Menteri Energi Israel Yuval Steinitz mengatakan akuisisi tersebut menunjukkan kondisi pasar energi Israel yang bagus. Sementara itu, Senior Vice President Wood Mackenzie Tom Ellacott mengatakan lapangan gas Israel itu bakal menyeimbangkan portofolio gas di kawasan tersebut.
Pasalnya, perusahaan minyak dalam tekanan untuk mengurangi produksi karbon. Gas menjadi alternatif bahan bakar yang lebih bersih. Selain itu, Akuisisi Noble Energy bakal menjadikan Chevron sebagai perusahaan dengan aset shale terbesar di Colorado karena berhasil menguasai Permian Basin yang jadi lapangan shale teratas di AS.
Di sisi lain, Noble energi yang pada tujuh bulan lalu memiliki kapitalisasi pasar sekitar US$ 12 miliar harus turun menjadi US$ 4,63 miliar pada akir pekan lalu. Namun, saham Noble berhasil naik 5,4% menjadi US$ 10,18 per saham pada penutupan perdagangan pada akhir pekan lalu.
Meskipun, saham perusahaan itu telah jatuh lebih dari 60% sepanjang tahun ini. Sedangkan saham Chevron turun 2,2% menjadi US$ 85,27 per saham.
Nilai penawaran Noble disebut-sebut mencapai US$ 10,38 per saham dengan premi 7,5% berdasarkan penutupan perdagangan akhir pekan lalu. Dengan memperhitungkan utang perusahaan, nilai akuisisi ditaksir mencapai US$ 13 miliar.
Pemegang saham Noble akan memiliki sekitar 3% setelah kesepakatan selesai. Kesepakatan kedua perusahaan diproyeksi rampung pada kuartal keempat tahun ini. Chevron memperkirakan akuisisi itu bakal menghemat biaya hingga US$ 300 juta dan menambah arus kas dan pendapat perusahaan jika harga minyak dunia tetap US$ 40 per barel.
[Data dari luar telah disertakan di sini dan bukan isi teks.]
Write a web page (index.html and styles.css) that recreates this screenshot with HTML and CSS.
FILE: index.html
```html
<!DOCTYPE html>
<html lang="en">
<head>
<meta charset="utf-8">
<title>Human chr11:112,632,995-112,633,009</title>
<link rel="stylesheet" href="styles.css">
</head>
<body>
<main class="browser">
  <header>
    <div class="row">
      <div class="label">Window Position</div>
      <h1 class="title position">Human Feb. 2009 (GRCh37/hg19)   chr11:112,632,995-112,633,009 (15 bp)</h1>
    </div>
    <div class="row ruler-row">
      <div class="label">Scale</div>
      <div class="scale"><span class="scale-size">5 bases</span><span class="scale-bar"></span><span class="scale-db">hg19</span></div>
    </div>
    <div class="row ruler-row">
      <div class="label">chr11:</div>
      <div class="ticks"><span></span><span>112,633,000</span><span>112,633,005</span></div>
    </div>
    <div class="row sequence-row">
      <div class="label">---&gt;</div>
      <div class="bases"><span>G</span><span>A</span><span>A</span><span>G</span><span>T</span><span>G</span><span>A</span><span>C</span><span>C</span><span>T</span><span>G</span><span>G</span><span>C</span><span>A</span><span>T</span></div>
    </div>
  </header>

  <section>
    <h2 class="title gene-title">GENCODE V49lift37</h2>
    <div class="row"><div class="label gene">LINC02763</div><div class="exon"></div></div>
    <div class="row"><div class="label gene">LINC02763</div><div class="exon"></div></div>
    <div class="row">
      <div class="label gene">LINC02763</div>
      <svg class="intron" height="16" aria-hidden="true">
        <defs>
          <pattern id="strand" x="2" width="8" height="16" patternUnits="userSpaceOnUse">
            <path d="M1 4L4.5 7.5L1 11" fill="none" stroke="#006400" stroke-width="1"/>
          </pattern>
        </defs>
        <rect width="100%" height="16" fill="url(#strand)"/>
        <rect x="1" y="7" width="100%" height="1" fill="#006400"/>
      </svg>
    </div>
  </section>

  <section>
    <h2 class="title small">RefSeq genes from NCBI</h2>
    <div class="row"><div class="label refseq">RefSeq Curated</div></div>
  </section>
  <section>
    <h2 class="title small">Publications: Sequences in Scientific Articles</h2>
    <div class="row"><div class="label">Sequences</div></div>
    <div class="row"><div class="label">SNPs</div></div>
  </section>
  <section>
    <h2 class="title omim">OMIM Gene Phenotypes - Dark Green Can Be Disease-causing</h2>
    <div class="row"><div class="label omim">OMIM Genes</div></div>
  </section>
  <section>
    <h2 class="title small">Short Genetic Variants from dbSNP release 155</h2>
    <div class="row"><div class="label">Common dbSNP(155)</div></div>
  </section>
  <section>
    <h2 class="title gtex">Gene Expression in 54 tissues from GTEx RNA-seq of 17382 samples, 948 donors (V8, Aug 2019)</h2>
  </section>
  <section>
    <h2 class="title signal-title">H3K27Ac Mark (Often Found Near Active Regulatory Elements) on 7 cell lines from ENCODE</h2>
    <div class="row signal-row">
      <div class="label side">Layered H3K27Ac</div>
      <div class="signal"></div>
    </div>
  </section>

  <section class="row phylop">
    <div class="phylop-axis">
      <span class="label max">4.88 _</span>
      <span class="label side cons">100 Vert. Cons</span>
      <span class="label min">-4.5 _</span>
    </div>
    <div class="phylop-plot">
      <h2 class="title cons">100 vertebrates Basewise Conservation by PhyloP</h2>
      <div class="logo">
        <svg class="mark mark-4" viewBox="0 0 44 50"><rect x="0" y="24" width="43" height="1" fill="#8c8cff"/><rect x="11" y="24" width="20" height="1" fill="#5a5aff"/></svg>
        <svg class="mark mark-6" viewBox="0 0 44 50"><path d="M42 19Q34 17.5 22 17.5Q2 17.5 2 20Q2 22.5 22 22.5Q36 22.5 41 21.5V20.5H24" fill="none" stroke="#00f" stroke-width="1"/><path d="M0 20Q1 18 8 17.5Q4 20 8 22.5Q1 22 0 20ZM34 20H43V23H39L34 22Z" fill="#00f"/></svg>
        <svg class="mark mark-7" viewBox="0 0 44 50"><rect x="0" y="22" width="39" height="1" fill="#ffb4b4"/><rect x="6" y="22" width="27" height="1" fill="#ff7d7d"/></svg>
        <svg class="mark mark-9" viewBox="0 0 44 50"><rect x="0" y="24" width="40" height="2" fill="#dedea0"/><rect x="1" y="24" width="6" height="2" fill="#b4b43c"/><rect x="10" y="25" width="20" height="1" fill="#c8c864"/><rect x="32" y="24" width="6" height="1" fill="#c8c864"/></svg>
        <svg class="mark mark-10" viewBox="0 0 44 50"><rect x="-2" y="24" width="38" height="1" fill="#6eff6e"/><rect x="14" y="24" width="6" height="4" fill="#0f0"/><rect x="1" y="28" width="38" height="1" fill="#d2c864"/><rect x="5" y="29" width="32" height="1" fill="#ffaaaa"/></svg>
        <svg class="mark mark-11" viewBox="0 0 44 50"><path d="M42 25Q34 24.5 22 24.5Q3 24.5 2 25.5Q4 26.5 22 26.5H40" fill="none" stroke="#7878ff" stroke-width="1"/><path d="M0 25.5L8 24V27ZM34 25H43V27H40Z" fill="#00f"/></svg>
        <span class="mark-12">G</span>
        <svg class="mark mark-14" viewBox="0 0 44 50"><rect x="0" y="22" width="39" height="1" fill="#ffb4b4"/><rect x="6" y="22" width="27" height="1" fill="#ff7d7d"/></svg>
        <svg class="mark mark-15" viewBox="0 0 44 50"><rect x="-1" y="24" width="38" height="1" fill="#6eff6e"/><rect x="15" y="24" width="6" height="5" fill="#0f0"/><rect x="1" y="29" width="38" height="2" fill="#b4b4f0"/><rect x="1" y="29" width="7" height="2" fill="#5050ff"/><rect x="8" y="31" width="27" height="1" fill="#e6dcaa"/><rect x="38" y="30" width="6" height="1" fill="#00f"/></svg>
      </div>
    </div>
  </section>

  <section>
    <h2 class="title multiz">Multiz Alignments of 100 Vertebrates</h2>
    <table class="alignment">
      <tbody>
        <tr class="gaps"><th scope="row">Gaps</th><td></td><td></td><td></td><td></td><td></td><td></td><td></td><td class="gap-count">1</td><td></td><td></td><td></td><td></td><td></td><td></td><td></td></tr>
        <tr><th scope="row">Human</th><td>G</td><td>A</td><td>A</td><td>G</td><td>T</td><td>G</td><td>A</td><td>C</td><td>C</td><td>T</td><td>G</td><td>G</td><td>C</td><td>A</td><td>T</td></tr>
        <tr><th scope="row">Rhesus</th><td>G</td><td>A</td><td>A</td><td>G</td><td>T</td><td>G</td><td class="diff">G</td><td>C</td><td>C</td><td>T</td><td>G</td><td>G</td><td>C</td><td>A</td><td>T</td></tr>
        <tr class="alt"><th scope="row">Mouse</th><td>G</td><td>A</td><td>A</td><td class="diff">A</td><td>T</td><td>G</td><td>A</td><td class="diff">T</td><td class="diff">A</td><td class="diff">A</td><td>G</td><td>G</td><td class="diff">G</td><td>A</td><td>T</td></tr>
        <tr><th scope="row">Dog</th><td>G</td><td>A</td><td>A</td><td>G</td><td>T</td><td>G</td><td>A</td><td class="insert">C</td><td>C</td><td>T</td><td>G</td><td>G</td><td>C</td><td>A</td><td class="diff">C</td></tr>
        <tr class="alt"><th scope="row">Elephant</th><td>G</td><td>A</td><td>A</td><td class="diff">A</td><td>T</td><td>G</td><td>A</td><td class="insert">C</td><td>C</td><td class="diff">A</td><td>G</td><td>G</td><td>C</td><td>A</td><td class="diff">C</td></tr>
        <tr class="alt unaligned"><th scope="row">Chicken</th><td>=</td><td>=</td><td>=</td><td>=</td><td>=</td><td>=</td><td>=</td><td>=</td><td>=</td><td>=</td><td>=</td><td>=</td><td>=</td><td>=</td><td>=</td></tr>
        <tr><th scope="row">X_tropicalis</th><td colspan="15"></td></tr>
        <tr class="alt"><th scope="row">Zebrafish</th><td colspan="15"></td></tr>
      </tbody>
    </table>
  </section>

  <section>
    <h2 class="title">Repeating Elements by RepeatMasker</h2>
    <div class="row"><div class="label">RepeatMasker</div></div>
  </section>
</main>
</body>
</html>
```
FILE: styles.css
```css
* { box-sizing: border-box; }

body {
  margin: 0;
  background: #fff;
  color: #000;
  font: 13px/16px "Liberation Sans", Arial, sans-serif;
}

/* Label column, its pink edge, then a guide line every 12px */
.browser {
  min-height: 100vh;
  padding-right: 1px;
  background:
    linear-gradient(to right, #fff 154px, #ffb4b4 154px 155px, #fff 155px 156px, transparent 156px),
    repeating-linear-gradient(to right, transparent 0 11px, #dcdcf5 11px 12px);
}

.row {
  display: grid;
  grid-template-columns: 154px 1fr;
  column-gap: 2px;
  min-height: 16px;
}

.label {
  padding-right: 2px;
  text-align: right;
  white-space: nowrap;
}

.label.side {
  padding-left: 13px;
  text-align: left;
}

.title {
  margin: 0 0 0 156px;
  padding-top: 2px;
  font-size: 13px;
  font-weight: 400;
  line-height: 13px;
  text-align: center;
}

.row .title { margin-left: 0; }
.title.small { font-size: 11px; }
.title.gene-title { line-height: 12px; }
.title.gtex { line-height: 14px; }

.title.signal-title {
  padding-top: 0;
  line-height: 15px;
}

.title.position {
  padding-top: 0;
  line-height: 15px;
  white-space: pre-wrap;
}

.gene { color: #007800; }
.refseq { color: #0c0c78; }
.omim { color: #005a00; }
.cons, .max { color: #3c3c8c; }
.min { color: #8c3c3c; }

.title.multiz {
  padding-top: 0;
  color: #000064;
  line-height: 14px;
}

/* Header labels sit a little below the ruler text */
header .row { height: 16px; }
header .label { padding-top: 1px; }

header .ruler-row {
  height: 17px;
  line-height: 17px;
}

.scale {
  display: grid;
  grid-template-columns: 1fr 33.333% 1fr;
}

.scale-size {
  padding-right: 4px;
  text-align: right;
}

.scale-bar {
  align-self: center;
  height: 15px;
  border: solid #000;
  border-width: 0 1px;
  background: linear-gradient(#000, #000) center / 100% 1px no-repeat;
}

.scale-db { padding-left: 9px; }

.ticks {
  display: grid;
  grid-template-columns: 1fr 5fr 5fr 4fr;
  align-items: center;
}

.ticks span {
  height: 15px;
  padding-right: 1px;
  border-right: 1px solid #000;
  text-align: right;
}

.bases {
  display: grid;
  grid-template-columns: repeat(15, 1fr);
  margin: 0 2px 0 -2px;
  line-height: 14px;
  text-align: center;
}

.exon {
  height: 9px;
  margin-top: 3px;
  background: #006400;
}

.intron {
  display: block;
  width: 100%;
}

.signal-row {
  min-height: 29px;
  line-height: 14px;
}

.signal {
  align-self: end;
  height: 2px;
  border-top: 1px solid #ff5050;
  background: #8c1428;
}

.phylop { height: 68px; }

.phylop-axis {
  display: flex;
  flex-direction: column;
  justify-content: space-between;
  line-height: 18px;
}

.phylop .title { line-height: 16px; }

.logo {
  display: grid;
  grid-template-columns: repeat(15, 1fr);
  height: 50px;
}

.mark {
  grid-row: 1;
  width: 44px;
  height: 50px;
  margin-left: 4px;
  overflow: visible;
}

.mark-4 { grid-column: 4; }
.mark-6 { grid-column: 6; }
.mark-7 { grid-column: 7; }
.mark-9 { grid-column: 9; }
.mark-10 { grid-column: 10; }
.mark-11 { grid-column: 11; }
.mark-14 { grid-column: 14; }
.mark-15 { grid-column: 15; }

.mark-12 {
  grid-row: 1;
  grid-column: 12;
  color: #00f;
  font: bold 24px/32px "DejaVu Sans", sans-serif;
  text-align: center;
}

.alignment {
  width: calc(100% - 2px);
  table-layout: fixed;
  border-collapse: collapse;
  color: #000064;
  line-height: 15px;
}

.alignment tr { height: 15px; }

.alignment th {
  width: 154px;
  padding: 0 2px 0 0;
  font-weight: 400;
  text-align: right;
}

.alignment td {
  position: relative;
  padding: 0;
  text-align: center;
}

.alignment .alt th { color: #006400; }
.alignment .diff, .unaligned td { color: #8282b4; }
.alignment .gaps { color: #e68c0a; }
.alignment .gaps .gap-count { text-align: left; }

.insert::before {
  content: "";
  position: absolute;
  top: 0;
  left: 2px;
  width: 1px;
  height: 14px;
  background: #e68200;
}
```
Akuisisi tersebut juga menambah cadangan terbukti Chevron sekitar 18%. Noble tercatat memiliki cadangan migas terbukti hingga 2,05 miliar barel setara minyak. Sedangkan Chevron memiliki cadangan migas terbukti 11,4 miliar barel setara minyak.
Di sisi lain, Chevron Pacific Indonesia dikabarkan hengkang dari proyek Indonesia Deep Water Development (IDD). Namun, Satuan Kerja Khusus Pelaksana Kegiatan Usaha Hulu Minyak dan Gas Bumi (SKK Migas) menegaskan Chevron masih berkomitmen mengembangkan proyek tersebut.
Sekretaris SKK Migas Murdo Gantoro mengatakan Chevron memerlukan waktu untuk mengkaji kembali rencana pengembangan IDD tahapII.
"Sejauh ini Chevron menyatakan komitmen terhadap proyek IDD, namun mereka sedang review ulang strategi pengembangan proyek," kata Murdo, kepada Katadata.co.id, Senin (20/7).
Sebelumnya, Kepala SKK Migas Dwi Soetjipto mendesak agar Chevron segera menyerahkan proposal PoD IDD tahap II. Sebab, sudah ada beberapa pihak yang tertarik untuk ikut serta mengembangkan proyek tersebut.
Di sisi lain, pandemi virus corona mengakibatkan proses kegiatan pengembangan proyek IDD menjadi terhambat. Sehingga, evaluasi untuk kajian nilai keekonomian tidak berjalan dengan semestinya.